Fin da subito è facile accorgersi che qua a Huambo non manca proprio nulla: tristezza, gioia, compassione, divertimento.

Scritto da Ilaria Botticini

Tutto ciò che è vita. Ma non è la solita vita: qua è più vissuta, è ancora più difficile nascondere le emozioni; è una vita in cui non puoi fermarti, non puoi nasconderti, devi buttarti, anche senza paracadute solo come un folle, uno “scartino”, potrebbe fare.

Ci si butta insegnando inglese e matematica a ragazzi che non parlano la tua lingua; ci si butta quando ti trovi a stringere tra le braccia bambini appena incontrati, vivendo giorno per giorno, sfidando le tue insicurezze, la tua timidezza, le tue paure. Davanti a occhi scuri e profondi come quelli di questi ragazzi non puoi fermarti, non puoi tirarti indietro ma devi lanciarti, rischiare, metterti in gioco scoprendo che, spesso, ne vale veramente la pena.

E’ un tuffo nell’assenza delle solite certezze della vita, nella mancanza delle basi comuni, nelle novità, nelle scoperte, nella magia del “non sapere”, del “non conoscere”; è un tuffo nel buio. Ma il buio di Huambo non fa paura: è accogliente, è un buio che ci unisce attorno ad una piccola tavola mentre si legge insieme un libro con la luce di una torcia; è un buio rassicurante che non risveglia incubi ma accende sogni di bambini che vogliono volare, che vogliono imparare a cantare in italiano, che vogliono diventare supereroi, che pur non conoscendo l’alfabeto, sanno scrivere “Amor” senza indecisioni.
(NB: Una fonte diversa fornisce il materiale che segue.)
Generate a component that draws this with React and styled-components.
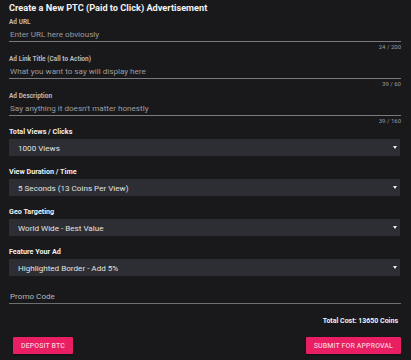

Il mio viaggio a Huambo ha rappresentato un grande, enorme passo per la mia vita. Un passo verso un mondo sconosciuto, diretto verso sguardi nuovi, verso nuove esperienze, nuove avventure. Il mio viaggio è stato una scoperta, di me stessa, delle mie qualità e delle mie difficoltà. Ha significato colorare la mia anima e la mia pelle con le tempere dai colori accesi, usati per fare i lavoretti. E’ stato un risvegliare le mie emozioni con il ritmo delle canzoni angolane, un riscoprire la bellezza di essere bambini, un riaccendere la fantasia e la voglia di giocare a palla, di non avere pensieri, di prendere fiato a pieni polmoni dopo una corsa, di sperare che il sole resti sempre alto per stare ancora in campo a rincorrersi, di guardare fuori dal finestrino di un’auto scassata e immaginare di volare, di camminare a piedi nudi sulla terra per sentirne la freschezza, di vivere al massimo.

E come questi ragazzi ogni giorno si tuffano in quella che loro chiamano piscina, io mi sono tuffata in questo posto, nelle loro vite, nelle strade impolverate, nella terra rossa e in questo mondo unico, per un piccolo lasso di tempo, con la speranza di lasciare una parte di me, anche piccola, e con la certezza di portare sempre nel mio cuore i loro sorrisi, i loro occhi e le loro parole.